_Extracted records:_
☆ ☆ ☆ ☆ ☆ ☆ ☆

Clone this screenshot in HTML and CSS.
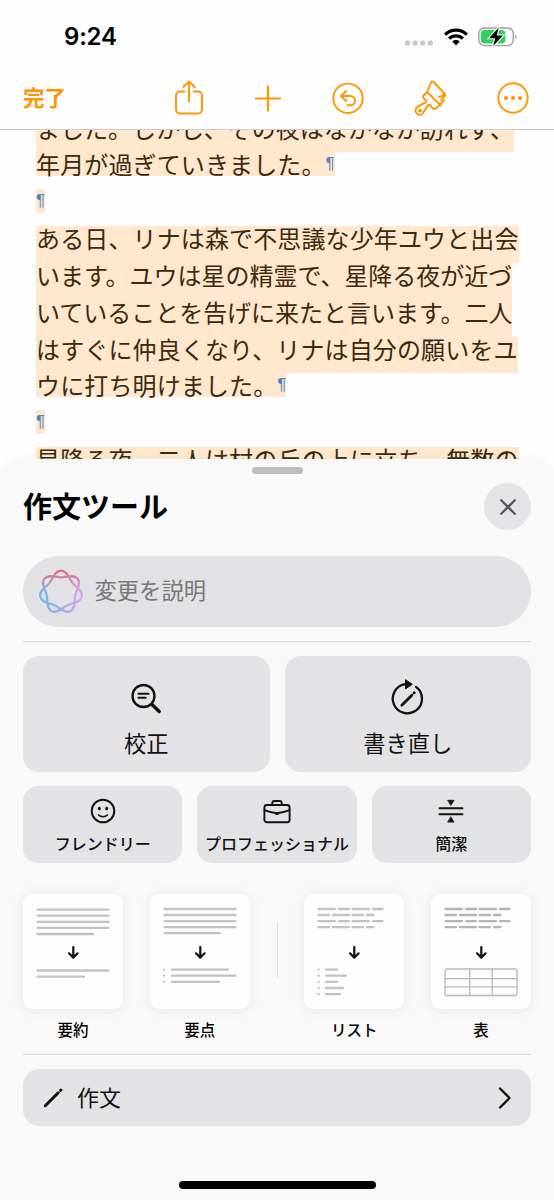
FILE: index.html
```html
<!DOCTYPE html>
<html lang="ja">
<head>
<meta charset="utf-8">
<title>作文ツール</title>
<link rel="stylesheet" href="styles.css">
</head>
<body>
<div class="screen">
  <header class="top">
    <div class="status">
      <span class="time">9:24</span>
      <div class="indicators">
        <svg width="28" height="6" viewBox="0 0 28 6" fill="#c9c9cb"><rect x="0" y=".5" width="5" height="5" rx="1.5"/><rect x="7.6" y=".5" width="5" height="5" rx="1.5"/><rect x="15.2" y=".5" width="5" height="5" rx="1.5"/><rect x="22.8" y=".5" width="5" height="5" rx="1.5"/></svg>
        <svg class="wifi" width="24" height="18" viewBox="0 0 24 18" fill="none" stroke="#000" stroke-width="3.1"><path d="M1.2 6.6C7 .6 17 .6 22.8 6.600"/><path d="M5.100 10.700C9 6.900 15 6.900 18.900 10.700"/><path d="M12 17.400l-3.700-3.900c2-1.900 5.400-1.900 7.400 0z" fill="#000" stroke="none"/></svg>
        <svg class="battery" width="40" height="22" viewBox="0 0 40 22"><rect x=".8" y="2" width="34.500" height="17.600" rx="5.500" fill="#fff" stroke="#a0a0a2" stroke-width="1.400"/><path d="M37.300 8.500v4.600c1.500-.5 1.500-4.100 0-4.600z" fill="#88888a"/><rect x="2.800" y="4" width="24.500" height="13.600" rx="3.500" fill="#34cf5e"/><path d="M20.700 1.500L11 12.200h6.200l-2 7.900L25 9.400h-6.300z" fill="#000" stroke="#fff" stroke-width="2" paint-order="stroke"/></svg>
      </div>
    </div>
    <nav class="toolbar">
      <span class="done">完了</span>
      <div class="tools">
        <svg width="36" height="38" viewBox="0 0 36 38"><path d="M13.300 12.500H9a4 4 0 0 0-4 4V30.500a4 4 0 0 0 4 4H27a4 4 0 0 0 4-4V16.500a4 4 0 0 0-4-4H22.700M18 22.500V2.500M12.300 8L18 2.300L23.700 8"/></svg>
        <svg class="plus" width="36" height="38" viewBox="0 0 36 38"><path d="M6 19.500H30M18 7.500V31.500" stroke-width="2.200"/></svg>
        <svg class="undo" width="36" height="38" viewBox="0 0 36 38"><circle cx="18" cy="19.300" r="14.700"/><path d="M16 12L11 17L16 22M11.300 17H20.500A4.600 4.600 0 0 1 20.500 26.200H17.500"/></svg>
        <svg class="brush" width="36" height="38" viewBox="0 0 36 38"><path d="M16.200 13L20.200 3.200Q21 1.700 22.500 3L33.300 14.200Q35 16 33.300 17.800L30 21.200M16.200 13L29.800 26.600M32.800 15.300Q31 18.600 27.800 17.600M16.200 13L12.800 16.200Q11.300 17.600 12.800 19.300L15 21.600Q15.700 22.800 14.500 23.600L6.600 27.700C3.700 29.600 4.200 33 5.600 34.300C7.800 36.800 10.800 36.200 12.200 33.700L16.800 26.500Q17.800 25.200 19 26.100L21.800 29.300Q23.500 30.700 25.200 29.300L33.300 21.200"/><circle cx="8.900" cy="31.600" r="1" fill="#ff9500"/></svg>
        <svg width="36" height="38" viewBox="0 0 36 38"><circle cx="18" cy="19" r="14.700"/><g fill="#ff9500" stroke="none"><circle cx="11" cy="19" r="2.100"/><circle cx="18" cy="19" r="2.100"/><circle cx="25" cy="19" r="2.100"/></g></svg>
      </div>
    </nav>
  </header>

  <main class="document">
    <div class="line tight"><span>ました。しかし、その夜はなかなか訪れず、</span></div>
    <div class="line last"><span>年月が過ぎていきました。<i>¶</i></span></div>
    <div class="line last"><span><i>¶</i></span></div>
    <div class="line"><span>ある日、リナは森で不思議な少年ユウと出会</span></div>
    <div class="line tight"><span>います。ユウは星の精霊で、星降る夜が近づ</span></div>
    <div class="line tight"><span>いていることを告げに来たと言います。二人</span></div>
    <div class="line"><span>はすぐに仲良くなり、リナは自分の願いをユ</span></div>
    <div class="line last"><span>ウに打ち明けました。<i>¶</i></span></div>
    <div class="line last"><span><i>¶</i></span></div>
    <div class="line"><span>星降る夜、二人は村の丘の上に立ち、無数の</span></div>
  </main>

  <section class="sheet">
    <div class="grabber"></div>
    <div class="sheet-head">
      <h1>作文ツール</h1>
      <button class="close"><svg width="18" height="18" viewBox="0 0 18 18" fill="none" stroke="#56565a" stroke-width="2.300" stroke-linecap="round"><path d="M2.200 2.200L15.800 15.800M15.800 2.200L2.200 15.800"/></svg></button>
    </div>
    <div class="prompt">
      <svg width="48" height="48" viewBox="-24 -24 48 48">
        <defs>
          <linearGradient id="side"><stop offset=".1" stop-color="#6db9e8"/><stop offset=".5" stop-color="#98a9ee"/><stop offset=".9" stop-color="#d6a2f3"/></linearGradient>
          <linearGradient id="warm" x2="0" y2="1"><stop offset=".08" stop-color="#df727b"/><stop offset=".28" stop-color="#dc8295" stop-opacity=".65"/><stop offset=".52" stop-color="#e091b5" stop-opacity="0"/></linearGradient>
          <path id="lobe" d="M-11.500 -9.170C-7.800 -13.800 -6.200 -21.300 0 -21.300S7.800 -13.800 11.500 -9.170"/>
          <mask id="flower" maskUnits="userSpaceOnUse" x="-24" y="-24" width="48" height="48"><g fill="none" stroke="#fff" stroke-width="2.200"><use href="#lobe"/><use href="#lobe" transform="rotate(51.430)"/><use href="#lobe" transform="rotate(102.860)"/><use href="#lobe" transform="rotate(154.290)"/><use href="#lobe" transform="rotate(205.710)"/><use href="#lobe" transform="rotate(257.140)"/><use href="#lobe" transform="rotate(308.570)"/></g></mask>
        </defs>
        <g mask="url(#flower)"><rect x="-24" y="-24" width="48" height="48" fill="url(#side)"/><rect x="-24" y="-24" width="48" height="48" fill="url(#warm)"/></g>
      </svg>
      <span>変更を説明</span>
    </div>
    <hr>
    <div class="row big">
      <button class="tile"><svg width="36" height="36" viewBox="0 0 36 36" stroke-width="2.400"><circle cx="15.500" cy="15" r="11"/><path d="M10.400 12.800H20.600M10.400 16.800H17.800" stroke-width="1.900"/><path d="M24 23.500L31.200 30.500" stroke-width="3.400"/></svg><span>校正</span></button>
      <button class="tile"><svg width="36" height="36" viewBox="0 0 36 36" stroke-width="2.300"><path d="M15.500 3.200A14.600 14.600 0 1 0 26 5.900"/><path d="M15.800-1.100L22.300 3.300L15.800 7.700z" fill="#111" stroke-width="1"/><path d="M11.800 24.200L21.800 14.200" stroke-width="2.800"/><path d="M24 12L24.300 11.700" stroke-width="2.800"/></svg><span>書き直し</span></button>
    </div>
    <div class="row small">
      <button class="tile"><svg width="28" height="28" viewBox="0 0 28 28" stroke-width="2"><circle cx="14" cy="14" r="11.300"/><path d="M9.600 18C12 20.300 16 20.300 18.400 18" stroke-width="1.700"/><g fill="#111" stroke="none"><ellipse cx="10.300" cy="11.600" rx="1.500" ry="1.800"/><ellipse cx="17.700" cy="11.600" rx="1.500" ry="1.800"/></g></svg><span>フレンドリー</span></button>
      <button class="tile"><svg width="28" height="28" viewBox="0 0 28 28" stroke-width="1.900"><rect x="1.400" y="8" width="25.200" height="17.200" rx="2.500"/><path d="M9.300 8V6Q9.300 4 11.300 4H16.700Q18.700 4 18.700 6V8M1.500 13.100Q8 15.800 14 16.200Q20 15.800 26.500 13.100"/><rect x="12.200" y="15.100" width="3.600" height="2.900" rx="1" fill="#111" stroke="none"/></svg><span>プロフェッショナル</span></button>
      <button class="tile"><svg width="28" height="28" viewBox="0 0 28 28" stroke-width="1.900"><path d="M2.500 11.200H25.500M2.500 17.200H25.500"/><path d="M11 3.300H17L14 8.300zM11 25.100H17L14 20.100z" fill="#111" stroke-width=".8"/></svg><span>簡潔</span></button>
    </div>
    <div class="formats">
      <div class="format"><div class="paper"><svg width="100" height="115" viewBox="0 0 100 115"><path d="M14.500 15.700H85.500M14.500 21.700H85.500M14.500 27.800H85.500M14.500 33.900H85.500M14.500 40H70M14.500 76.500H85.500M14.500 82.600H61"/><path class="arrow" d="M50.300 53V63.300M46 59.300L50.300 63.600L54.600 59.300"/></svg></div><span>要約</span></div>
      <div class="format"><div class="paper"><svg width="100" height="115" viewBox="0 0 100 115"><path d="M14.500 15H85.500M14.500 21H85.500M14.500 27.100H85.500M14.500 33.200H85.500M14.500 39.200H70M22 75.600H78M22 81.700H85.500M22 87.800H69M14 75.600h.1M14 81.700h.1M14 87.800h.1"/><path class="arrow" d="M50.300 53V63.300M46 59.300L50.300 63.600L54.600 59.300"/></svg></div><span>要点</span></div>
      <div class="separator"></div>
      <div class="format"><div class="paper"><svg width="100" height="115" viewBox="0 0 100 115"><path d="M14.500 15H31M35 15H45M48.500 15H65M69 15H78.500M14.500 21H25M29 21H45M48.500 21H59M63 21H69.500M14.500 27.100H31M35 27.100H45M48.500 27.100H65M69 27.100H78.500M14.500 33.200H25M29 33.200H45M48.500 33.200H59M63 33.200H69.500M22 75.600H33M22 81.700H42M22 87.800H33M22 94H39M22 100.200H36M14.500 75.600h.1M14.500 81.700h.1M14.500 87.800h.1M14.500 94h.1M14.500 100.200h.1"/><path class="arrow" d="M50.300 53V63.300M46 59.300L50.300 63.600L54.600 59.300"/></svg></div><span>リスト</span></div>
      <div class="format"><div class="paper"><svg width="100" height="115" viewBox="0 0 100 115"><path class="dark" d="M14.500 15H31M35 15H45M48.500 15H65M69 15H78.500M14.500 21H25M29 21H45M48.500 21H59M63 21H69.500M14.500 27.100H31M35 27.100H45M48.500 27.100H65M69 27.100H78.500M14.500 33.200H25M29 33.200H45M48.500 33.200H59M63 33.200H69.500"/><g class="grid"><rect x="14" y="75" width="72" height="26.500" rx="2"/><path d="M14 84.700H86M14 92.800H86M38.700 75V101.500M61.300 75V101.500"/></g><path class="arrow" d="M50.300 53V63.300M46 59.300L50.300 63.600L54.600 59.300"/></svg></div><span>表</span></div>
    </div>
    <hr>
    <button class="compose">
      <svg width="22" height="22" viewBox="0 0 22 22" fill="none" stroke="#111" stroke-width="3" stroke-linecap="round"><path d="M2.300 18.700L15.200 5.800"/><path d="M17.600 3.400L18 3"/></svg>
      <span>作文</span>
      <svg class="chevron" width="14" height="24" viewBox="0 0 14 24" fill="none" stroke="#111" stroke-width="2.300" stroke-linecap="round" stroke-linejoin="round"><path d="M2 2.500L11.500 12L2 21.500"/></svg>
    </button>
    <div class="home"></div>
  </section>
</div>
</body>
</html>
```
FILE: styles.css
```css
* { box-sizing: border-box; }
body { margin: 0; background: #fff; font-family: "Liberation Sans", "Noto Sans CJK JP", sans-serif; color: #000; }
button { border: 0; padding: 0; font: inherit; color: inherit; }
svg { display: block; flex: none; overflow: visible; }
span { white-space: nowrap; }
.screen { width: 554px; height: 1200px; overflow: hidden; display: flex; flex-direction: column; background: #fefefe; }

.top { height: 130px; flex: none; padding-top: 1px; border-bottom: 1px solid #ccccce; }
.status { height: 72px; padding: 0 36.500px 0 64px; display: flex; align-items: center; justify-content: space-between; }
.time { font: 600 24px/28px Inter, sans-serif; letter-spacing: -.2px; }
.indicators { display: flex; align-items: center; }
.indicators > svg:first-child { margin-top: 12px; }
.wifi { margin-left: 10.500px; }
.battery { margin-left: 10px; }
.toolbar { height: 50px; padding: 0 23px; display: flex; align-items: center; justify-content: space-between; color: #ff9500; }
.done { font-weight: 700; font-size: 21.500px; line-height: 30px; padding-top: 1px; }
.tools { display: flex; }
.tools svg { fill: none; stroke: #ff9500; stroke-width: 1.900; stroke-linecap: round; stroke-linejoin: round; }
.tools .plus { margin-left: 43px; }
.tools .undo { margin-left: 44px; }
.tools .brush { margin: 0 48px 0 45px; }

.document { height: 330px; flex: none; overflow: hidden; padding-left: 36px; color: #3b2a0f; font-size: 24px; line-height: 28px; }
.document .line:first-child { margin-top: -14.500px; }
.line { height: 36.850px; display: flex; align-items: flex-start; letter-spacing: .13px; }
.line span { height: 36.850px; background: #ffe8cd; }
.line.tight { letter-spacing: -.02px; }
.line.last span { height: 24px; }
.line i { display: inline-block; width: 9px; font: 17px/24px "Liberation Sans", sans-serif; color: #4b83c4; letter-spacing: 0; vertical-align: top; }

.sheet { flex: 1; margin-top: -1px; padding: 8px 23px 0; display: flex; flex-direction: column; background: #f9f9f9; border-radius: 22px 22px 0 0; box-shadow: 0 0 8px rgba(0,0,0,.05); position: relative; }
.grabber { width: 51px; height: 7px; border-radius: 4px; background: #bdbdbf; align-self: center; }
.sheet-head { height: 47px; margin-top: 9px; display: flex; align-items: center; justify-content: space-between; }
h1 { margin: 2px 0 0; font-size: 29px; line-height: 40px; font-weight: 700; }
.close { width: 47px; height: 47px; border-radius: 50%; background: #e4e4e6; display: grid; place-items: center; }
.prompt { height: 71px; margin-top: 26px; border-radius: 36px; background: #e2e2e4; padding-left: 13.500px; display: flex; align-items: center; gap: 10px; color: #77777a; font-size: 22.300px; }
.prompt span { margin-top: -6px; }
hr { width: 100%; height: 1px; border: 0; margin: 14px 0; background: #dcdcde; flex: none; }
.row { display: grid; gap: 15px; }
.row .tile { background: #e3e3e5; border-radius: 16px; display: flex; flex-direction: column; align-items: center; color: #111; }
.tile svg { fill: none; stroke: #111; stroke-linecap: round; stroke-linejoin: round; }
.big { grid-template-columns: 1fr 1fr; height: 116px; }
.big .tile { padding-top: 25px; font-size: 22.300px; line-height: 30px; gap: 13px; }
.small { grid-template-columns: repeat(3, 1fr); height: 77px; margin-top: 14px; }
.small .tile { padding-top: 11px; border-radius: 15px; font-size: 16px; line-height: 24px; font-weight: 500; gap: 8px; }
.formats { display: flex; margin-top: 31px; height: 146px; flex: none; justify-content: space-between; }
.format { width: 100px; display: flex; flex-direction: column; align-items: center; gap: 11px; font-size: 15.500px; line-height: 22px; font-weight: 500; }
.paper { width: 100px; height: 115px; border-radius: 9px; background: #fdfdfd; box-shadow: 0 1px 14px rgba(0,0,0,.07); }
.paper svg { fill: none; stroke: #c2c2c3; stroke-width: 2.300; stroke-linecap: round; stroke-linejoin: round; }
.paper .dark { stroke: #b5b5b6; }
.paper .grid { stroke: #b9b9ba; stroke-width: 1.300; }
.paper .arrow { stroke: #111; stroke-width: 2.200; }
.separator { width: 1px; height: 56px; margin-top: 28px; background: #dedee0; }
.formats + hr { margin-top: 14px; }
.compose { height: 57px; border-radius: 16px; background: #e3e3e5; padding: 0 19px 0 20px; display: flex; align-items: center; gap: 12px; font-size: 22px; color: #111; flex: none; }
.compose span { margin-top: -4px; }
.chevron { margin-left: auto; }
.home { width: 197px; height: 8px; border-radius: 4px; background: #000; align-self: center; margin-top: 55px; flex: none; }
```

☆ ☆ ☆ ☆ ☆ ☆ ☆

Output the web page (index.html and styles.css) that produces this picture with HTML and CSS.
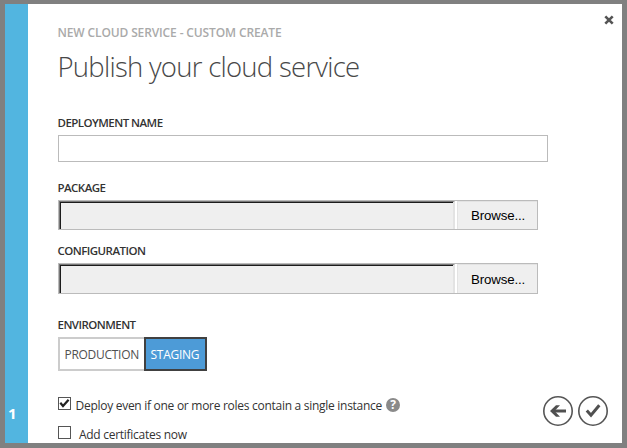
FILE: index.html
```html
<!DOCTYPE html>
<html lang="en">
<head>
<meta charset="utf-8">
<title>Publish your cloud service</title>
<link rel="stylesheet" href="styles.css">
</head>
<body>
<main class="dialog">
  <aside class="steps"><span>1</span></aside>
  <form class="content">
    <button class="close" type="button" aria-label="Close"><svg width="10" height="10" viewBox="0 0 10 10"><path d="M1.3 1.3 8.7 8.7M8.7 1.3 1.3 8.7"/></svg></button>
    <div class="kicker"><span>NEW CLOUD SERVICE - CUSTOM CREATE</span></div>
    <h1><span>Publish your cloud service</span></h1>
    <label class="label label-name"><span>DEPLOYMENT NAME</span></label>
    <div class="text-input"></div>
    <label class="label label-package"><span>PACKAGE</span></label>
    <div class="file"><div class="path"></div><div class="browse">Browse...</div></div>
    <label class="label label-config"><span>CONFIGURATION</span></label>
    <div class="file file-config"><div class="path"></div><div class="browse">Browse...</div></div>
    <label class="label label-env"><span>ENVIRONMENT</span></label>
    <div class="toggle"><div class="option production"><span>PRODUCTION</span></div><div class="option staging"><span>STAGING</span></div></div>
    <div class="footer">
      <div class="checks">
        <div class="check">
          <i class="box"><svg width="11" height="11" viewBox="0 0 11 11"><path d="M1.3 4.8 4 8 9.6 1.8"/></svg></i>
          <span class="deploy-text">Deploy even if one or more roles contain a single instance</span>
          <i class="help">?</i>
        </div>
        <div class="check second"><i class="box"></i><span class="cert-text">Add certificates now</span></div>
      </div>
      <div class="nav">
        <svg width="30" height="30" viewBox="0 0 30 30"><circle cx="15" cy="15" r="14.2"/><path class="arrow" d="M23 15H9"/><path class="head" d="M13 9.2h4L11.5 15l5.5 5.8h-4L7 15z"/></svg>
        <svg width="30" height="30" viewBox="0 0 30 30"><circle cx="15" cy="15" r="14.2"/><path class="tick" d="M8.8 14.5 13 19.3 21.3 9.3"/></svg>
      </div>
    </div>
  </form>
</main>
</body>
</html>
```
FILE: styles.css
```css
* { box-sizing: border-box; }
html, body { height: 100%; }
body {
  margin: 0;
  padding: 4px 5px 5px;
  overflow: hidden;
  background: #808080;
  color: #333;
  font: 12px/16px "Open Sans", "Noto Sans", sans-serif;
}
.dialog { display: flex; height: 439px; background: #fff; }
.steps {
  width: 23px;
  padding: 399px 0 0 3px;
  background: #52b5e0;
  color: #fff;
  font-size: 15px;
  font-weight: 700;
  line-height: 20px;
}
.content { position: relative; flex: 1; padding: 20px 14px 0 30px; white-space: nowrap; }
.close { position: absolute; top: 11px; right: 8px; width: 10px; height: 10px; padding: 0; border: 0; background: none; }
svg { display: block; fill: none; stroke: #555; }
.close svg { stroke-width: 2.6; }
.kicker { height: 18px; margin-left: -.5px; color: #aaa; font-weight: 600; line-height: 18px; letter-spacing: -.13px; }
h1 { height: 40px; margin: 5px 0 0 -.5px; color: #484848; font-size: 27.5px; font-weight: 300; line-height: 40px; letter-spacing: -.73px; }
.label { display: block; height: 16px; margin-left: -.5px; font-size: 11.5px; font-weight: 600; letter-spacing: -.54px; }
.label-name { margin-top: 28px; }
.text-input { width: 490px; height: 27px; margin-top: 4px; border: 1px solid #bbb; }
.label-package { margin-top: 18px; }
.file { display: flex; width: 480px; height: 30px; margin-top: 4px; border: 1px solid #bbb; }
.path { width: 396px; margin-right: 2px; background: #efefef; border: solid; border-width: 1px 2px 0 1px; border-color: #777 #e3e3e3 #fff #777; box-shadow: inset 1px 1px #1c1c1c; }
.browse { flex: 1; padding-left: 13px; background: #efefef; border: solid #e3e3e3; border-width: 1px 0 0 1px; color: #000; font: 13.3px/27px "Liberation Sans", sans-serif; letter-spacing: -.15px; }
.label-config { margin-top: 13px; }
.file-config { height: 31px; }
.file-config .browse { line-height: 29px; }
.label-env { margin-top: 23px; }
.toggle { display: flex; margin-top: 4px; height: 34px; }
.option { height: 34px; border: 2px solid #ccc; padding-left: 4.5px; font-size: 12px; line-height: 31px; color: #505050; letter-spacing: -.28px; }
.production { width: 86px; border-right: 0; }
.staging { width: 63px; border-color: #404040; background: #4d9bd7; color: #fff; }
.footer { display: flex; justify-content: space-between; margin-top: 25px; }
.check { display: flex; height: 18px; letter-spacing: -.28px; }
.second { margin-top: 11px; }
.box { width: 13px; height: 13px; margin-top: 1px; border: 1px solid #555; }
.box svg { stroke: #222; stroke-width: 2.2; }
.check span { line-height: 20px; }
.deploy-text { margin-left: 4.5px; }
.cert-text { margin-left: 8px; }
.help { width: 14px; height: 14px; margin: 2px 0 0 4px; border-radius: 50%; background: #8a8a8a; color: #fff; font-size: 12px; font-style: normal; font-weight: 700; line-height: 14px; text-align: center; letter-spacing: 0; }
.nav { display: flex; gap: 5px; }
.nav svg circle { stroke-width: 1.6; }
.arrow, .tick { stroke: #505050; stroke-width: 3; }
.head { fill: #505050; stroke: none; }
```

☆ ☆ ☆ ☆ ☆ ☆ ☆

_Problem to solve:_ Tell how many lines of the data above hold the string "this". Give only the number.

_Output:_ 2